One may ponder the name Cosmovision. Derived from cosmos, meaning universe, the name alludes to universal vision. Perhaps some sort of universality of being. In keeping with its title, Cosmovision does not manifest through a linear reading, and the connections it engenders are spatial, conceptual and relational. Baladi’s exploration of self, in other words, appears as a constellation. Cosmovision thus carries out an epistemically and esoterically informed unmaking of the medium of photography, acting as a punctuation in an artistic and cultural landscape that has distilled fine art photography down to a framed artifact in a canonized white cube.

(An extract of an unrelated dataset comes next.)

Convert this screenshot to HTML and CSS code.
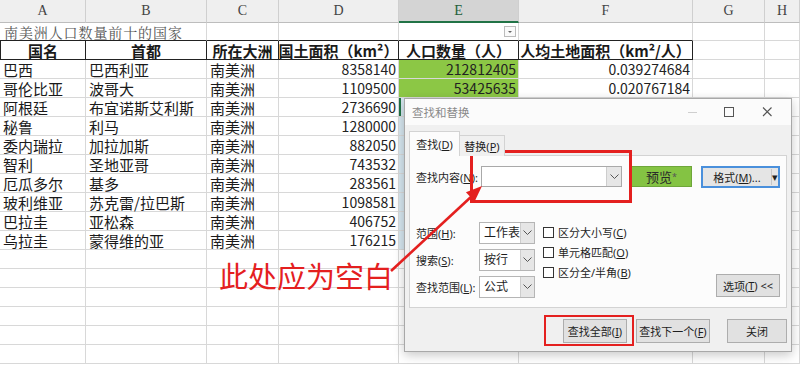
FILE: index.html
```html
<!DOCTYPE html>
<html lang="zh-CN">
<head>
  <meta charset="UTF-8" />
  <title>查找和替换</title>
  <link rel="stylesheet" href="styles.css">
</head>
<body>
  <div class="sheet">
    <div class="row colhead">
      <div class="c">A</div><div class="c">B</div><div class="c">C</div><div class="c">D</div>
      <div class="c on">E</div><div class="c">F</div><div class="c">G</div><div class="c">H</div>
    </div>

    <div class="row title">
      <div class="c span2 bb">南美洲人口数量前十的国家</div>
      <div class="c bb"></div>
      <div class="c bb"></div>
      <div class="c bb filter"><span class="fbtn"></span></div>
      <div class="c bb"></div>
      <div class="c"></div>
      <div class="c"></div>
    </div>

    <div class="row head">
      <div class="c hb first">国名</div>
      <div class="c hb">首都</div>
      <div class="c hb">所在大洲</div>
      <div class="c hb">国土面积（km²）</div>
      <div class="c hb">人口数量（人）</div>
      <div class="c hb">人均土地面积（km²/人）</div>
      <div class="c"></div>
      <div class="c"></div>
    </div>

    <div class="row">
      <div class="c">巴西</div><div class="c">巴西利亚</div><div class="c">南美洲</div>
      <div class="c n">8358140</div><div class="c n green">212812405</div><div class="c n">0.039274684</div>
      <div class="c"></div><div class="c"></div>
    </div>
    <div class="row">
      <div class="c">哥伦比亚</div><div class="c">波哥大</div><div class="c">南美洲</div>
      <div class="c n">1109500</div><div class="c n green">53425635</div><div class="c n">0.020767184</div>
      <div class="c"></div><div class="c"></div>
    </div>
    <div class="row">
      <div class="c">阿根廷</div><div class="c">布宜诺斯艾利斯</div><div class="c">南美洲</div>
      <div class="c n">2736690</div><div class="c sel act"></div><div class="c"></div>
      <div class="c"></div><div class="c"></div>
    </div>
    <div class="row">
      <div class="c">秘鲁</div><div class="c">利马</div><div class="c">南美洲</div>
      <div class="c n">1280000</div><div class="c sel"></div><div class="c"></div>
      <div class="c"></div><div class="c"></div>
    </div>
    <div class="row">
      <div class="c">委内瑞拉</div><div class="c">加拉加斯</div><div class="c">南美洲</div>
      <div class="c n">882050</div><div class="c sel"></div><div class="c"></div>
      <div class="c"></div><div class="c"></div>
    </div>
    <div class="row">
      <div class="c">智利</div><div class="c">圣地亚哥</div><div class="c">南美洲</div>
      <div class="c n">743532</div><div class="c sel"></div><div class="c"></div>
      <div class="c"></div><div class="c"></div>
    </div>
    <div class="row">
      <div class="c">厄瓜多尔</div><div class="c">基多</div><div class="c">南美洲</div>
      <div class="c n">283561</div><div class="c sel"></div><div class="c"></div>
      <div class="c"></div><div class="c"></div>
    </div>
    <div class="row">
      <div class="c">玻利维亚</div><div class="c">苏克雷/拉巴斯</div><div class="c">南美洲</div>
      <div class="c n">1098581</div><div class="c sel"></div><div class="c"></div>
      <div class="c"></div><div class="c"></div>
    </div>
    <div class="row">
      <div class="c">巴拉圭</div><div class="c">亚松森</div><div class="c">南美洲</div>
      <div class="c n">406752</div><div class="c sel"></div><div class="c"></div>
      <div class="c"></div><div class="c"></div>
    </div>
    <div class="row">
      <div class="c">乌拉圭</div><div class="c">蒙得维的亚</div><div class="c">南美洲</div>
      <div class="c n">176215</div><div class="c sel"></div><div class="c"></div>
      <div class="c"></div><div class="c"></div>
    </div>

    <div class="row"><div class="c"></div><div class="c"></div><div class="c"></div><div class="c"></div><div class="c"></div><div class="c"></div><div class="c"></div><div class="c"></div></div>
    <div class="row"><div class="c"></div><div class="c"></div><div class="c"></div><div class="c"></div><div class="c"></div><div class="c"></div><div class="c"></div><div class="c"></div></div>
    <div class="row"><div class="c"></div><div class="c"></div><div class="c"></div><div class="c"></div><div class="c"></div><div class="c"></div><div class="c"></div><div class="c"></div></div>
    <div class="row"><div class="c"></div><div class="c"></div><div class="c"></div><div class="c"></div><div class="c"></div><div class="c"></div><div class="c"></div><div class="c"></div></div>
    <div class="row"><div class="c"></div><div class="c"></div><div class="c"></div><div class="c"></div><div class="c"></div><div class="c"></div><div class="c"></div><div class="c"></div></div>
    <div class="row"><div class="c"></div><div class="c"></div><div class="c"></div><div class="c"></div><div class="c"></div><div class="c"></div><div class="c"></div><div class="c"></div></div>
  </div>

  <!-- find & replace dialog -->
  <div class="dialog">
    <div class="titlebar">
      <span class="dtitle">查找和替换</span>
      <svg class="wbtn" width="120" height="12" viewBox="0 0 120 12">
        <line x1="27" y1="6.5" x2="36" y2="6.5" stroke="#cfcfcf" stroke-width="1"/>
        <rect x="63.5" y="1.5" width="9" height="9" fill="none" stroke="#555" stroke-width="1"/>
        <path d="M102 1.5 L110.5 10 M110.5 1.5 L102 10" stroke="#555" stroke-width="1.1"/>
      </svg>
    </div>
    <div class="dbody">
      <div class="tabs">
        <div class="tab active">查找(<u>D</u>)</div>
        <div class="tab">替换(<u>P</u>)</div>
      </div>
      <div class="panel">
        <div class="findrow">
          <span class="lbl">查找内容(<u>N</u>):</span>
          <div class="input">
            <span class="arrow"><svg width="9" height="6" viewBox="0 0 9 6"><path d="M0.5 0.5 L4.5 4.5 L8.5 0.5" fill="none" stroke="#555"/></svg></span>
          </div>
          <div class="btn preview">预览<sup>*</sup></div>
          <div class="btn format"><span class="ftxt">格式(<u>M</u>)...</span><span class="fdrop">▾</span></div>
        </div>

        <div class="opts">
          <div class="selgrid">
            <span class="lbl">范围(<u>H</u>):</span>
            <div class="select">工作表<span class="arrow"><svg width="9" height="6" viewBox="0 0 9 6"><path d="M0.5 0.5 L4.5 4.5 L8.5 0.5" fill="none" stroke="#555"/></svg></span></div>
            <span class="lbl">搜索(<u>S</u>):</span>
            <div class="select">按行<span class="arrow"><svg width="9" height="6" viewBox="0 0 9 6"><path d="M0.5 0.5 L4.5 4.5 L8.5 0.5" fill="none" stroke="#555"/></svg></span></div>
            <span class="lbl">查找范围(<u>L</u>):</span>
            <div class="select">公式<span class="arrow"><svg width="9" height="6" viewBox="0 0 9 6"><path d="M0.5 0.5 L4.5 4.5 L8.5 0.5" fill="none" stroke="#555"/></svg></span></div>
          </div>
          <div class="checks">
            <label class="chk"><span class="box"></span>区分大小写(<u>C</u>)</label>
            <label class="chk"><span class="box"></span>单元格匹配(<u>O</u>)</label>
            <label class="chk"><span class="box"></span>区分全/半角(<u>B</u>)</label>
          </div>
          <div class="spacer"></div>
          <div class="btn optbtn">选项(<u>T</u>) &lt;&lt;</div>
        </div>
      </div>

      <div class="footer">
        <div class="btn findall">查找全部(<u>I</u>)</div>
        <div class="btn findnext">查找下一个(<u>F</u>)</div>
        <div class="btn close">关闭</div>
      </div>
    </div>
  </div>

  <!-- red annotations -->
  <div class="mark mark-input"></div>
  <div class="mark mark-findall"></div>
  <div class="note">此处应为空白</div>
  <svg class="arrow-svg" width="800" height="365" viewBox="0 0 800 365">
    <line x1="391" y1="271" x2="472" y2="196" stroke="#e4201f" stroke-width="2.6"/>
    <polygon points="482,186 474.6,201.6 465.9,192.3" fill="#e4201f"/>
  </svg>
</body>
</html>
```

FILE: styles.css
```css
body {
  margin: 0;
  width: 800px;
  height: 365px;
  overflow: hidden;
  background: #fff;
  font-family: "Noto Sans CJK SC", sans-serif;
  color: #1a1a1a;
  position: relative;
}

/* spreadsheet */

.sheet {
  width: 800px;
}

.row {
  display: grid;
  grid-template-columns: 86px 121px 72px 120px 120px 174px 72px 1fr;
  height: 19px;
}

.c {
  box-sizing: border-box;
  border-right: 1px solid #d8d8d8;
  border-bottom: 1px solid #d8d8d8;
  display: flex;
  align-items: center;
  padding: 0 3px;
  font-size: 15px;
  white-space: nowrap;
  line-height: 1;
}

.c.n {
  justify-content: flex-end;
  padding-right: 2px;
  font-size: 14px;
  color: #222;
}

.colhead {
  height: 23px;
}

.colhead .c {
  background: #efefef;
  border-right-color: #cfcfcf;
  border-bottom-color: #bdbdbd;
  justify-content: center;
  font-family: "Liberation Serif", serif;
  font-size: 14px;
  color: #444;
}

.colhead .c.on {
  background: #d4d4d4;
  border-bottom: 2px solid #217346;
  color: #1f5f3a;
}

.title {
  height: 18px;
}

.title .c {
  color: #555;
  font-family: "Noto Serif CJK SC", "Noto Sans CJK SC", serif;
  font-size: 14px;
  letter-spacing: 0.9px;
  padding-left: 4px;
}

.span2 {
  grid-column: span 2;
}

.c.bb {
  border-bottom-color: #222;
}

.filter {
  justify-content: flex-end;
  padding-right: 2px;
}

.fbtn {
  width: 10px;
  height: 9px;
  border: 1px solid #bcbcbc;
  background: #fafafa;
  position: relative;
}

.fbtn::after {
  content: "";
  position: absolute;
  left: 3px;
  top: 4px;
  border-left: 2px solid transparent;
  border-right: 2px solid transparent;
  border-top: 2px solid #666;
}

.head .c.hb {
  border-right: 1px solid #222;
  border-bottom: 1px solid #222;
  justify-content: center;
  font-weight: bold;
  padding: 0;
}

.head .c.first {
  border-left: 1px solid #222;
}

.c.green {
  background: #8cc745;
}

.c.sel {
  background: #d6e6ef;
}

.c.act {
  box-shadow: inset 2px 0 0 #217346;
}

/* dialog */

.dialog {
  position: absolute;
  left: 404px;
  top: 98px;
  width: 388px;
  height: 254px;
  box-sizing: border-box;
  background: #f0f0f0;
  border: 1px solid #a8a8a8;
  box-shadow: 0 3px 10px rgba(0, 0, 0, 0.22);
  font-family: "Noto Sans", "Noto Sans CJK SC", sans-serif;
  font-size: 11px;
  color: #1e1e1e;
  white-space: nowrap;
}

.titlebar {
  height: 26px;
  background: #fbfbfb;
  display: flex;
  align-items: center;
  justify-content: space-between;
  padding-left: 7px;
}

.dtitle {
  color: #8a8a8a;
  font-size: 11.5px;
}

.wbtn {
  margin-right: 10px;
}

.dbody {
  padding: 0 4px;
}

.tabs {
  display: flex;
  align-items: flex-end;
  height: 25px;
  margin-top: 6px;
  margin-bottom: -1px;
  position: relative;
  z-index: 1;
}

.tab {
  box-sizing: border-box;
  height: 21px;
  width: 45px;
  border: 1px solid #d3d3d3;
  border-left: none;
  border-bottom: none;
  display: flex;
  align-items: center;
  justify-content: center;
  background: #f0f0f0;
}

.tab.active {
  height: 25px;
  width: 51px;
  border-left: 1px solid #d3d3d3;
  background: #fcfcfc;
}

.panel {
  box-sizing: border-box;
  height: 153px;
  border: 1px solid #d3d3d3;
  background: #fcfcfc;
  padding: 10px 6px 9px 6px;
}

.findrow {
  display: flex;
  align-items: center;
  height: 21px;
}

.findrow .lbl {
  flex: none;
  margin-right: 3px;
}

.input {
  box-sizing: border-box;
  flex: 1;
  height: 21px;
  border: 1px solid #a9a9a9;
  background: #fff;
  display: flex;
  justify-content: flex-end;
}

.arrow {
  width: 14px;
  background: #e6e6e6;
  border-left: 1px solid #cdcdcd;
  display: flex;
  align-items: center;
  justify-content: center;
}

.btn {
  box-sizing: border-box;
  display: flex;
  align-items: center;
  justify-content: center;
  border: 1px solid #adadad;
  background: #e1e1e1;
  white-space: nowrap;
}

.preview {
  flex: none;
  width: 61px;
  height: 21px;
  margin-left: 9px;
  background: #84c343;
  border-color: #6ea63a;
  font-size: 13px;
  color: #2a2a2a;
}

.preview sup {
  font-size: 9px;
  color: #555;
}

.format {
  flex: none;
  width: 79px;
  height: 22px;
  margin-left: 9px;
  border: 2px solid #4a90dc;
  background: #e5e5e5;
  justify-content: flex-start;
}

.ftxt {
  width: 68px;
  text-align: center;
  border-right: 1px solid #c6c6c6;
}

.fdrop {
  flex: 1;
  text-align: center;
  font-size: 11px;
}

.opts {
  display: flex;
  margin-top: 35px;
  height: 76px;
}

.selgrid {
  display: grid;
  grid-template-columns: 63px 56px;
  grid-auto-rows: 22px;
  row-gap: 5px;
  align-items: center;
}

.select {
  box-sizing: border-box;
  height: 22px;
  border: 1px solid #b5b5b5;
  background: #fff;
  display: flex;
  align-items: stretch;
  justify-content: space-between;
  padding-left: 4px;
  line-height: 20px;
  font-size: 12px;
}

.select .arrow {
  width: 13px;
}

.checks {
  margin-left: 8px;
  display: flex;
  flex-direction: column;
}

.chk {
  height: 20px;
  display: flex;
  align-items: center;
}

.box {
  width: 9px;
  height: 9px;
  border: 1px solid #333;
  background: #fff;
  margin-right: 4px;
}

.spacer {
  flex: 1;
}

.optbtn {
  align-self: flex-end;
  width: 64px;
  height: 23px;
  margin-bottom: 1px;
}

.footer {
  display: flex;
  justify-content: flex-end;
  margin-top: 11px;
}

.footer .btn {
  height: 24px;
}

.findall {
  width: 64px;
  margin-right: 9px;
}

.findnext {
  width: 74px;
  margin-right: 17px;
}

.close {
  width: 60px;
}

/* red annotations */

.mark {
  position: absolute;
  box-sizing: border-box;
  border: 3px solid #e4201f;
}

.mark-input {
  left: 470px;
  top: 150px;
  width: 162px;
  height: 53px;
}

.mark-findall {
  left: 544px;
  top: 315px;
  width: 90px;
  height: 31px;
  border-width: 2.5px;
}

.note {
  position: absolute;
  left: 219px;
  top: 258px;
  font-size: 29px;
  line-height: 34px;
  color: #e4201f;
}

.arrow-svg {
  position: absolute;
  left: 0;
  top: 0;
  pointer-events: none;
}
```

Through the white cube, Baladi turns the medium inward, mobilizing it as an epistemic structure. In the interview with Bardaouil and Fellrath, she emphasized the importance of making her work accessible “so that people without formal art backgrounds can understand and engage with it.” While photographers such as Wolfgang Tillmans similarly dismantle hierarchies of display through informal installation, Tillmans directs this visual democracy outward, toward the social world. Baladi, by contrast, turns it inward, mobilizing photography as an autobiographical and esoteric structure of becoming.
Cosmovision speaks to me with a visceral intensity comparable to Mona Hatoum’s Hair Necklace (2013). In Hair Necklace, a sculpture comprising strands of her own hair formed into beads, threaded together and placed on a wooden display bust, Hatoum condenses displacement into an object worn against the body. In Cosmovision, Baladi unfolds displacement spatially, across an exhibition that functions as an autobiographical atlas. In both cases, meaning-making is pressurized rather than explained. There is something grotesque about the deeply personal, a repulsive yet wholly captivating realm.